Why did the jury, and successive appeal courts, take any of this evidence seriously? The Kennedy answer is that the trial of the century was not so much a legal trial as a trial by publicity. From the beginning, the police were under intense pressure to produce results. The press was unrestrained, proclaiming Hauptmann’s guilt as soon as he was arrested. All this might have mattered less if Lindbergh had behaved differently. He had been present, some eighty to a hundred yards away, when Dr Condon handed over ransom money to a man in a dark street outside a cemetery. He had heard a man call out: ‘Hey, doc!’ That was his original statement. On the stand, however, he said the words were ‘Hey, doctor!’, and positively identified the accent as foreign and the voice as Hauptmann’s. Did he change the wording, Kennedy asks, because the pronunciation of two syllables would scarcely have been enough to distinguish a foreign from an American accent? ‘Hey, doktor!’ sounded more Germanic. Nobody asked Lindbergh, the hero, how he could be so sure that the voice he had heard in 1932 was Hauptmann’s, and not that of any other German immigrant, especially when he had been nearly a hundred yards away. Lindbergh evidently believed what he wanted to believe. On the night Hauptmann was found guilty he told Harold Nicolson that his ‘one dread all these years’ had been that the wrong man would be accused. But he was ‘quite sure’ that Hauptmann was the right man. He told Nicolson that Hauptmann had eyes like those of a wild boar: ‘mean, shifty, small and cruel’. No one else made that comparison, and it is scarcely supported by the photographs of Hauptmann in this book. But once Lindbergh had testified as he did, Hauptmann was as good as dead.
A juror was later to speak of the great importance the jury – who had been investigated by the State authorities before they were chosen – attached to Lindbergh’s testimony. Once he had spoken, it was in almost everyone’s interest to persuade themselves that Hauptmann was guilty. Hauptmann’s principal counsel, Edward Reilly, who was paid for by the Hearst press in exchange for exclusive interviews, was an incompetent alcoholic – and Lindbergh was one of his heroes. Reilly told a policeman during the trial that his client deserved to die. His most spectacular dereliction of duty was his failure to ask Lindbergh a single question about the words allegedly spoken at the cemetery.
The United States is a disorderly country, and half a century ago it was more disorderly still. In 1933, a mob broke into the San Jose jail in California, dragged out two kidnappers, and hanged them from a nearby tree. During the Hauptmann trial, a nation in the mood of a lynch mob waited outside the courtroom, and careerists and perjurers were at work within. Yet there were those who were appalled at what went on, among them Edna Ferber, Clarence Darrow and the American Bar Association. Not all newspapers went with the tide. Doubts began before the execution. The governor of New Jersey, a former sports writer, Harold Hoffman, set up his own investigation and soon uncovered police faking. But though he delayed the execution, he could not prevent it.

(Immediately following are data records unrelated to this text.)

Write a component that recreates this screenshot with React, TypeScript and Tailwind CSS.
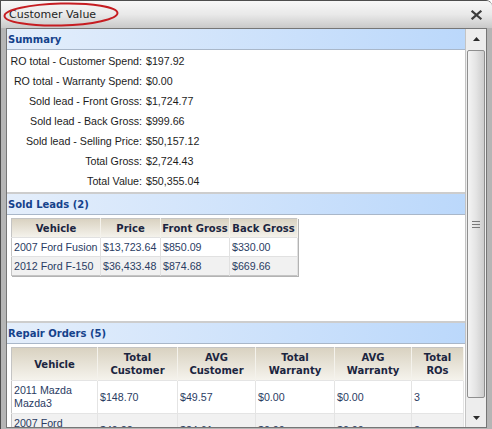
const summaryRows = [
  ['RO total - Customer Spend:', '$197.92'],
  ['RO total - Warranty Spend:', '$0.00'],
  ['Sold lead - Front Gross:', '$1,724.77'],
  ['Sold lead - Back Gross:', '$999.66'],
  ['Sold lead - Selling Price:', '$50,157.12'],
  ['Total Gross:', '$2,724.43'],
  ['Total Value:', '$50,355.04'],
];

const soldLeads = [
  ['2007 Ford Fusion', '$13,723.64', '$850.09', '$330.00'],
  ['2012 Ford F-150', '$36,433.48', '$874.68', '$669.66'],
];

const repairOrders = [
  ['2011 Mazda Mazda3', '$148.70', '$49.57', '$0.00', '$0.00', '3'],
  ['2007 Ford Explorer', '$49.22', '$24.61', '$0.00', '$0.00', '2'],
];

function SectionHeader({ title, first }: { title: string; first?: boolean }) {
  return (
    <div
      className={`h-[21px] shrink-0 flex items-center pl-[1px] border-b border-b-[#a9b7c9] bg-gradient-to-r from-[#e4eefb] to-[#bbd8fb] font-['DejaVu_Sans',sans-serif] font-bold text-[10px] text-[#15428b] ${
        first ? '' : 'border-t-2 border-t-[#cdcdcd] h-[23px]'
      }`}
    >
      {title}
    </div>
  );
}

function ScrollBar() {
  return (
    <div className="w-[21px] shrink-0 flex flex-col bg-[#ededed] border-l border-[#c4c4c4]">
      <div className="h-[18px] flex items-center justify-center pt-[2px]">
        <svg width="7" height="4" viewBox="0 0 7 4">
          <path d="M0 4 L3.5 0 L7 4 Z" fill="#2b2b2b" />
        </svg>
      </div>
      <div className="mt-[3px] h-[348px] px-[1px] flex">
        <div className="flex-1 rounded-[2px] border border-[#8f8f8f] bg-gradient-to-r from-[#f4f4f4] via-[#e4e4e4] to-[#cdcdcd] flex items-center justify-center">
          <div className="flex flex-col gap-[2px]">
            <div className="w-[8px] h-[1px] bg-[#7a7a7a]" />
            <div className="w-[8px] h-[1px] bg-[#7a7a7a]" />
            <div className="w-[8px] h-[1px] bg-[#7a7a7a]" />
          </div>
        </div>
      </div>
      <div className="flex-1 flex items-end justify-center pb-[7px]">
        <svg width="7" height="4" viewBox="0 0 7 4">
          <path d="M0 0 L7 0 L3.5 4 Z" fill="#2b2b2b" />
        </svg>
      </div>
    </div>
  );
}

export default function App() {
  return (
    <div className="w-[492px] h-[429px] flex flex-col bg-[#b5b5b5] border-l border-t border-[#4d4d4d] rounded-tr-[6px] overflow-hidden font-['Liberation_Sans',Arial,sans-serif]">
      {/* Title bar */}
      <div className="relative h-[27px] shrink-0 flex items-center justify-between pl-[8px] pr-[10px] bg-gradient-to-b from-[#f7f7f7] via-[#e9e9e9] to-[#c9c9c9]">
        <span className="font-['DejaVu_Sans',sans-serif] text-[11px] text-[#1e1e1e] pt-[1px]">Customer Value</span>
        <svg width="11" height="10" viewBox="0 0 11 10" className="mr-[0px]">
          <path d="M1.5 1.5 L9.5 8.5 M9.5 1.5 L1.5 8.5" stroke="#3c3c3c" strokeWidth="2.2" strokeLinecap="square" />
        </svg>
        <svg width="120" height="27" viewBox="0 0 120 27" className="absolute left-[1px] top-0 pointer-events-none">
          <ellipse cx="59" cy="13.5" rx="56.5" ry="11" fill="none" stroke="#c61d22" strokeWidth="2" transform="rotate(-1.5 59 13.5)" />
        </svg>
      </div>

      {/* Body */}
      <div className="flex-1 min-h-0 pl-[5px] pr-[5px] pb-[1px] flex">
        <div className="flex-1 min-h-0 flex border border-[#767676] bg-white overflow-hidden">
          <div className="w-[458px] shrink-0 flex flex-col overflow-hidden">
            {/* Summary */}
            <SectionHeader title="Summary" first />
            <div className="pt-[1px] pb-[1px] text-[8pt] text-[#1c1c1c]">
              {summaryRows.map(([label, value]) => (
                <div key={label} className="h-[20px] flex items-center">
                  <span className="w-[139px] shrink-0 text-right pr-[4px]">{label}</span>
                  <span>{value}</span>
                </div>
              ))}
            </div>

            {/* Sold Leads */}
            <SectionHeader title="Sold Leads (2)" />
            <div className="h-[106px] shrink-0 pt-[3px] pl-[4px]">
              <table className="table-fixed border-collapse border border-[#c4c4c4] shadow-[1px_1px_0_#b3b3b3] text-[8pt]">
                <colgroup>
                  <col className="w-[89px]" />
                  <col className="w-[60px]" />
                  <col className="w-[69px]" />
                  <col className="w-[68px]" />
                </colgroup>
                <thead>
                  <tr className="bg-gradient-to-b from-[#d9d2c1] to-[#f6f4ee]">
                    {['Vehicle', 'Price', 'Front Gross', 'Back Gross'].map((h) => (
                      <th
                        key={h}
                        className="h-[19px] px-[1px] border-r border-[#f4f2ec] font-['DejaVu_Sans',sans-serif] font-bold text-[10px] text-[#1b2540] text-center whitespace-nowrap"
                      >
                        {h}
                      </th>
                    ))}
                  </tr>
                </thead>
                <tbody>
                  {soldLeads.map((row, i) => (
                    <tr key={row[0]} className={i % 2 ? 'bg-[#f1f1f1]' : 'bg-white'}>
                      {row.map((c, j) => (
                        <td
                          key={j}
                          className="h-[19px] px-[2px] border-t border-r border-[#e1e1e1] text-[#2a3c63] whitespace-nowrap"
                        >
                          {c}
                        </td>
                      ))}
                    </tr>
                  ))}
                </tbody>
              </table>
            </div>

            {/* Repair Orders */}
            <SectionHeader title="Repair Orders (5)" />
            <div className="pt-[3px] pl-[4px]">
              <table className="table-fixed border-collapse border border-[#c4c4c4] text-[8pt] leading-[13px]">
                <colgroup>
                  <col className="w-[86px]" />
                  <col className="w-[80px]" />
                  <col className="w-[78px]" />
                  <col className="w-[79px]" />
                  <col className="w-[77px]" />
                  <col className="w-[52px]" />
                </colgroup>
                <thead>
                  <tr className="bg-gradient-to-b from-[#d9d2c1] to-[#f6f4ee]">
                    {[
                      ['Vehicle'],
                      ['Total', 'Customer'],
                      ['AVG', 'Customer'],
                      ['Total', 'Warranty'],
                      ['AVG', 'Warranty'],
                      ['Total', 'ROs'],
                    ].map((h) => (
                      <th
                        key={h.join(' ')}
                        className="h-[32px] px-[1px] py-[3px] border-r border-[#f4f2ec] font-['DejaVu_Sans',sans-serif] font-bold text-[10px] leading-[13px] text-[#1b2540] text-center"
                      >
                        {h.map((line) => (
                          <div key={line}>{line}</div>
                        ))}
                      </th>
                    ))}
                  </tr>
                </thead>
                <tbody>
                  {repairOrders.map((row, i) => (
                    <tr key={row[0]} className={i % 2 ? 'bg-[#f1f1f1]' : 'bg-white'}>
                      {row.map((c, j) => (
                        <td
                          key={j}
                          className="h-[32px] px-[2px] py-[3px] border-t border-r border-[#e4e4e4] text-[#2a3c63] align-middle"
                        >
                          {c}
                        </td>
                      ))}
                    </tr>
                  ))}
                </tbody>
              </table>
            </div>
          </div>
          <ScrollBar />
        </div>
      </div>
    </div>
  );
}
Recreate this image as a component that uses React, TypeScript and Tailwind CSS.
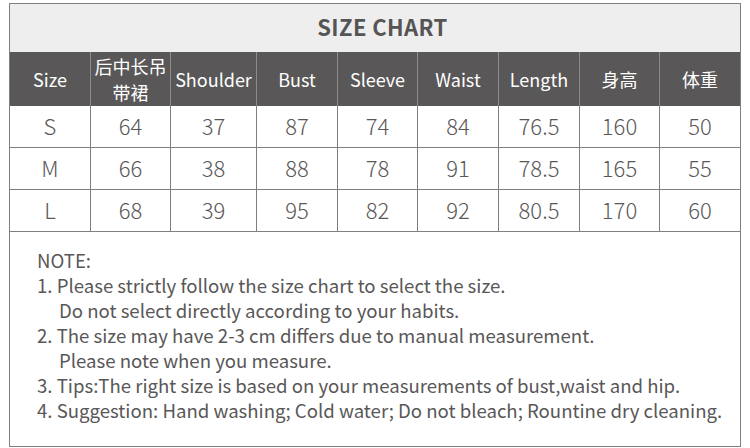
const headers = ["Size", "后中长吊带裙", "Shoulder", "Bust", "Sleeve", "Waist", "Length", "身高", "体重"]

const rows = [
  ["S", "64", "37", "87", "74", "84", "76.5", "160", "50"],
  ["M", "66", "38", "88", "78", "91", "78.5", "165", "55"],
  ["L", "68", "39", "95", "82", "92", "80.5", "170", "60"],
]

const notes = [
  { text: "NOTE:", indent: false },
  { text: "1. Please strictly follow the size chart to select the size.", indent: false },
  { text: "Do not select directly according to your habits.", indent: true },
  { text: "2. The size may have 2-3 cm differs due to manual measurement.", indent: false },
  { text: "Please note when you measure.", indent: true },
  { text: "3. Tips:The right size is based on your measurements of bust,waist and hip.", indent: false },
  { text: "4. Suggestion: Hand washing; Cold water; Do not bleach; Rountine dry cleaning.", indent: false },
]

const cols = "grid grid-cols-[81px_80px_86px_81px_80px_81px_81px_80px_80px]"

export default function App() {
  return (
    <div className="w-[750px] h-[448px] bg-white pt-[3px] pl-[9px] font-['Noto_Sans_CJK_SC','Noto_Sans',sans-serif]">
      <div className="w-[732px] border border-[#7f7f7f]">
        {/* title */}
        <div className="h-[48px] bg-[#eeeeee] flex items-center justify-center pl-[15px] pb-[3px]">
          <span className="text-[22px] font-bold text-[#555555] tracking-[0.4px]">SIZE CHART</span>
        </div>

        {/* header row */}
        <div className={`${cols} h-[54px] bg-[#595757] text-white text-[18px]`}>
          {headers.map((h, i) => (
            <div
              key={h}
              className={`flex items-center justify-center text-center leading-[26px] ${i < headers.length - 1 ? "border-r border-[#8c8a8a]" : ""}`}
            >
              {h}
            </div>
          ))}
        </div>

        {/* data rows */}
        {rows.map((r) => (
          <div key={r[0]} className={`${cols} h-[42px] border-b border-[#7f7f7f] text-[22px] font-light text-[#595757]`}>
            {r.map((v, i) => (
              <div
                key={i}
                className={`flex items-center justify-center pb-[3px] ${i < r.length - 1 ? "border-r border-[#7f7f7f]" : ""}`}
              >
                {v}
              </div>
            ))}
          </div>
        ))}

        {/* notes */}
        <div className="h-[214px] pt-[15px] pl-[27px] text-[18.6px] leading-[25px] text-[#595757]">
          {notes.map((n) => (
            <div key={n.text} className={n.indent ? "pl-[22px]" : ""}>
              {n.text}
            </div>
          ))}
        </div>
      </div>
    </div>
  )
}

Where are they now? Lindbergh became pro-Nazi, worked for Pan-Am after World War Two, and died in Hawaii in 1974. Hoffman embezzled $300,000. The New Jersey State police chief became a major-general. Reilly went into a mental home a year after the trial. The wives of both Lindbergh and Hauptmann live on. So, perhaps, do the real kidnappers.
Mr Kennedy’s prose could be improved. In a book necessarily packed with relevant detail, he might have done better to cut out all irrelevant details, such as the origins of the Bronx and of Hunter’s Island (‘once the property of a John Hunter’). He makes one error, confusing Ben Nicolson, Harold Nicolson’s art-historian son, with Ben Nicholson the painter. He fails to describe adequately the way doubts about the case have slowly spread, so that the reader cannot be sure when he is supporting the conclusions of other investigators, when he is disputing them, and when he is breaking new ground. It is irritating that a book like this should have no footnotes. However, Mr Kennedy undoubtedly makes his case, and readers will share his hope that a way will be found to mitigate a flagrant miscarriage of justice, and thus make some restitution to an old lady whose courage, dignity and faith in her husband’s innocence have never flagged.